Panjenengan/Ajunan: sebutan orang kedua yang paling halus. Ini digunakan kepada orang yang dituakan atau sesepuh, misalnya kiai, guru, atau tokoh masyarakat.[1]
Dalam praktiknya, belakangan ini penggunaan bahasa Madura mengalami pergeseran. Banyak orang Madura yang tidak bisa menggunakan bahasa halus Madura dengan baik dan benar. Penyebabnya adalah minimnya minat belajar orang Madura terhadap bahasa lokalnya. Dianggapnya bahasa Madura tidak penting untuk dipelajari. Padahal, dengan menggunakan bahasa halus Madura dapat membentuk karakter yang berbudi luhur.
Penyebab lainnya adalah minimnya pengetahuan dan kesadaran orang Madura terhadap kearifan yang terdapat dalam bahasa lokalnya. Di antaranya:
- Dapat mengontrol emosi seseorang. Yakni, dengan menggunakan bahasa Madura yang tepat dan tidak menyinggung serta melukai perasaan seseorang.
- Sebagai bentuk penghormatan kepada orang yang lebih tua atau kepada orang yang memiliki status sosial lebih tinggi, misalnya kiai, guru, tokoh masyarakat, dll.
- Menjaga sikap seorang anak kepada orang tuanya, untuk bersikap lebih sopan dan tidak membantah nasihat-nasihatnya.
- Menambah keharmonisan dalam kehidupan rumah tangga.
Dengan demikian, merawat dan melestarikan bahasa halus Madura adalah tanggung jawab semua lapisan masyarakat Madura. Setiap orang tua berkewajiban untuk mengajari dan membiasakan anak-anaknya menggunakan bahasa halus Madura dalam kehidupan sehari-hari. Demikian juga pengelola pendidikan, baik pengelola pendidikan formal ataupun nonformal harus mengambil peran di dalamnya, di samping memberi motivasi untuk semangat belajar menggali berbagai macam ilmu pengetahuan, juga harus memotivasi mereka untuk belajar bahasa daerah. Jika tidak, generasi muda lambat laun tidak akan mengenal kebudayaan bahasa halus Madura. Dengan catatan, merawat dan melestarikan bahasa halus Madura bukan berarti menutup diri untuk mempelajari bahasa asing.
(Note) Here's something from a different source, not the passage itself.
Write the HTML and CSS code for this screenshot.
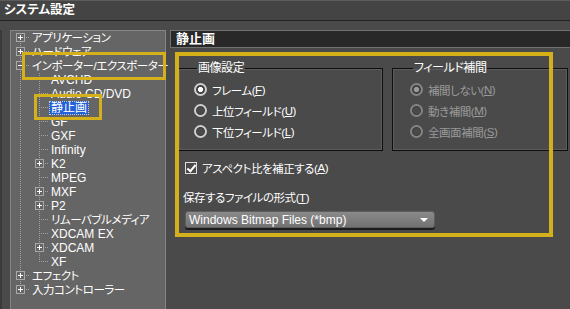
FILE: index.html
```html
<!DOCTYPE html>
<html lang="ja">
<head>
    <meta charset="UTF-8">
    <title>システム設定</title>
    <link rel="stylesheet" href="styles.css">
</head>
<body>
    <div class="titlebar">システム設定</div>
    <div class="main">
        <div class="tree">
            <div class="row"><div class="c f"><span class="x"></span></div><span class="label ja">アプリケーション</span></div>
            <div class="row"><div class="c t"><span class="x"></span></div><span class="label ja">ハードウェア</span></div>
            <div class="row"><div class="c t"><span class="x minus"></span></div><span class="label ja">インポーター/エクスポーター</span></div>
            <div class="row"><div class="c i"></div><div class="c t"></div><span class="label">AVCHD</span></div>
            <div class="row"><div class="c i"></div><div class="c t"></div><span class="label">Audio CD/DVD</span></div>
            <div class="row"><div class="c i"></div><div class="c t"></div><span class="label sel">静止画</span></div>
            <div class="row"><div class="c i"></div><div class="c t"></div><span class="label">GF</span></div>
            <div class="row"><div class="c i"></div><div class="c t"></div><span class="label">GXF</span></div>
            <div class="row"><div class="c i"></div><div class="c t"></div><span class="label">Infinity</span></div>
            <div class="row"><div class="c i"></div><div class="c t"><span class="x"></span></div><span class="label">K2</span></div>
            <div class="row"><div class="c i"></div><div class="c t"></div><span class="label">MPEG</span></div>
            <div class="row"><div class="c i"></div><div class="c t"><span class="x"></span></div><span class="label">MXF</span></div>
            <div class="row"><div class="c i"></div><div class="c t"><span class="x"></span></div><span class="label">P2</span></div>
            <div class="row"><div class="c i"></div><div class="c t"></div><span class="label ja">リムーバブルメディア</span></div>
            <div class="row"><div class="c i"></div><div class="c t"></div><span class="label">XDCAM EX</span></div>
            <div class="row"><div class="c i"></div><div class="c t"><span class="x"></span></div><span class="label">XDCAM</span></div>
            <div class="row"><div class="c i"></div><div class="c l"></div><span class="label">XF</span></div>
            <div class="row"><div class="c t"><span class="x"></span></div><span class="label ja">エフェクト</span></div>
            <div class="row"><div class="c l"><span class="x"></span></div><span class="label ja">入力コントローラー</span></div>
        </div>

        <div class="pane">
            <div class="pane-head">静止画</div>
            <div class="pane-body">
                <div class="groups">
                    <fieldset class="group image-group">
                        <legend class="ja">画像設定</legend>
                        <div class="opt ja"><span class="radio on"></span>フレーム(<u>F</u>)</div>
                        <div class="opt ja"><span class="radio"></span>上位フィールド(<u>U</u>)</div>
                        <div class="opt ja"><span class="radio"></span>下位フィールド(<u>L</u>)</div>
                    </fieldset>
                    <fieldset class="group field-group">
                        <legend class="ja">フィールド補間</legend>
                        <div class="opt ja off"><span class="radio on"></span>補間しない(<u>N</u>)</div>
                        <div class="opt ja off"><span class="radio"></span>動き補間(<u>M</u>)</div>
                        <div class="opt ja off"><span class="radio"></span>全画面補間(<u>S</u>)</div>
                    </fieldset>
                </div>
                <div class="check-row ja"><span class="checkbox"></span>アスペクト比を補正する(<u>A</u>)</div>
                <div class="format-label ja">保存するファイルの形式(<u>T</u>)</div>
                <div class="select">Windows Bitmap Files (*bmp)<span class="arrow"></span></div>
            </div>
        </div>
    </div>

    <div class="mark mark-import"></div>
    <div class="mark mark-still"></div>
    <div class="mark mark-pane"></div>
</body>
</html>
```

FILE: styles.css
```css
:root {
    --dot-v: repeating-linear-gradient(to bottom, #a2a2a2 0 1px, transparent 1px 2px);
    --dot-h: repeating-linear-gradient(to right, #a2a2a2 0 1px, transparent 1px 2px);
    --yellow: #d4b01a;
}

html, body {
    margin: 0;
    padding: 0;
}

body {
    width: 570px;
    height: 309px;
    overflow: hidden;
    position: relative;
    background-color: #4a4a4a;
    color: #ffffff;
    font-family: "Liberation Sans", "Noto Sans CJK JP", sans-serif;
    font-size: 12px;
    font-feature-settings: "palt";
}

/* japanese runs are set a bit tighter, like the ui font in the shot */
.ja {
    font-size: 11.5px;
    letter-spacing: -0.45px;
}

u {
    text-decoration: underline;
    text-underline-offset: 1px;
}

.titlebar {
    height: 19px;
    line-height: 19px;
    padding-left: 4px;
    border-top: 1px solid #5c5c5c;
    border-bottom: 1px solid #242424;
    background-color: #444444;
    font-size: 12.5px;
    font-weight: bold;
}

.main {
    display: flex;
    gap: 4px;
    margin-top: 9px;
    padding-left: 8px;
    border-left: 2px solid #3a3a3a;
    height: 279px;
}

/* tree */

.tree {
    width: 154px;
    flex: none;
    background-color: #656565;
    border: 1px solid #858585;
    border-bottom: none;
}

.row {
    display: flex;
    height: 14px;
    line-height: 14px;
    white-space: nowrap;
}

.c {
    width: 19px;
    height: 14px;
    flex: none;
}

.c.i {
    background: var(--dot-v) 9px 0 / 1px 100% no-repeat;
}

.c.t {
    background: var(--dot-v) 9px 0 / 1px 100% no-repeat,
                var(--dot-h) 9px 6px / 10px 1px no-repeat;
}

.c.f {
    background: var(--dot-v) 9px 6px / 1px 8px no-repeat,
                var(--dot-h) 9px 6px / 10px 1px no-repeat;
}

.c.l {
    background: var(--dot-v) 9px 0 / 1px 7px no-repeat,
                var(--dot-h) 9px 6px / 10px 1px no-repeat;
}

.x {
    display: block;
    width: 9px;
    height: 9px;
    box-sizing: border-box;
    margin: 2px 0 0 5px;
    border: 1px solid #a8a8a8;
    background: linear-gradient(#fff, #fff) center / 5px 1px no-repeat,
                linear-gradient(#fff, #fff) center / 1px 5px no-repeat,
                #656565;
}

.x.minus {
    background: linear-gradient(#fff, #fff) center / 5px 1px no-repeat, #656565;
}

.label {
    margin-left: 2px;
}

.label.sel {
    margin-left: 0;
    padding: 0 2px;
    background-color: #2362d6;
    outline: 1px dotted #c8c8c8;
    outline-offset: -1px;
}

/* right pane */

.pane {
    flex: 1;
    display: flex;
    flex-direction: column;
}

.pane-head {
    height: 16px;
    line-height: 16px;
    padding-left: 5px;
    border: 1px solid #707070;
    border-right: none;
    background-color: #282828;
    font-size: 13px;
    font-weight: bold;
}

.pane-body {
    padding: 13px 2px 0 8px;
}

.groups {
    display: flex;
    gap: 9px;
}

.group {
    margin: 0;
    padding: 4px 0 8px 15px;
    border: 1px solid #0e0e0e;
    box-shadow: inset 0 0 0 1px #5c5c5c;
    min-width: 0;
}

.group legend {
    padding: 0 1px;
    margin-left: 3px;
    line-height: 14px;
    font-size: 12px;
}

.image-group {
    width: 205px;
    box-sizing: border-box;
    flex: none;
}

.field-group {
    flex: 1;
    padding-left: 17px;
}

.opt {
    display: flex;
    align-items: center;
    height: 21px;
    white-space: nowrap;
}

.opt.off {
    color: #9a9a9a;
}

.radio {
    width: 13px;
    height: 13px;
    box-sizing: border-box;
    margin-right: 5px;
    border-radius: 50%;
    border: 2px solid #cfcfcf;
    box-shadow: inset 0 0 0 1px #3a3a3a;
    flex: none;
}

.radio.on {
    background: radial-gradient(circle, #ffffff 0 2.3px, transparent 2.8px);
}

.opt.off .radio {
    border-color: #858585;
}

.opt.off .radio.on {
    background: radial-gradient(circle, #9a9a9a 0 2.3px, transparent 2.8px);
}

.check-row {
    display: flex;
    align-items: center;
    height: 16px;
    margin-top: 9px;
    padding-left: 7px;
}

.checkbox {
    width: 12px;
    height: 12px;
    box-sizing: border-box;
    margin-right: 5px;
    border: 1px solid #dcdcdc;
    position: relative;
}

.checkbox::after {
    content: "";
    position: absolute;
    left: 3px;
    top: 0px;
    width: 3px;
    height: 7px;
    border: solid #ffffff;
    border-width: 0 2px 2px 0;
    transform: rotate(40deg);
}

.format-label {
    height: 16px;
    line-height: 16px;
    margin-top: 14px;
    padding-left: 5px;
}

.select {
    position: relative;
    width: 250px;
    height: 17px;
    line-height: 16px;
    box-sizing: border-box;
    margin: 5px 0 0 7px;
    padding-left: 3px;
    border: 1px solid #5e5e5e;
    border-radius: 3px;
    background: linear-gradient(#8a8a8a, #727272);
    box-shadow: 0 2px 0 #1c1c1c;
}

.arrow {
    position: absolute;
    right: 6px;
    top: 6px;
    width: 0;
    height: 0;
    border-left: 4px solid transparent;
    border-right: 4px solid transparent;
    border-top: 4px solid #ffffff;
}

/* annotation frames */

.mark {
    position: absolute;
    box-sizing: border-box;
    border: 3px solid var(--yellow);
}

.mark-import {
    left: 22px;
    top: 52px;
    width: 144px;
    height: 28px;
}

.mark-still {
    left: 34px;
    top: 94px;
    width: 68px;
    height: 26px;
}

.mark-pane {
    left: 175px;
    top: 52px;
    width: 378px;
    height: 185px;
    border-width: 4px;
}
```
Mempelajari bahasa asing tetap menjadi keniscayaan bagi setiap orang, karena semakin banyak bahasa yang dikuasai, maka akan semakin luas pula wawasannaya, dan itu merupakan sesuatu yang sangat urgen untuk membangun kemajuan masyarakat Madura.
[1] A. Dardiri Zubairi, Rahasia Perempuan Madura, (Surabaya: Andhap Asor. 2013), hal, 116-117*Penulis Mahasiswa Institut Ilmu Keislaman Annuqayah (Instika) Guluk-Guluk Bergabung dengan FLP Ranting PPA. Latee II.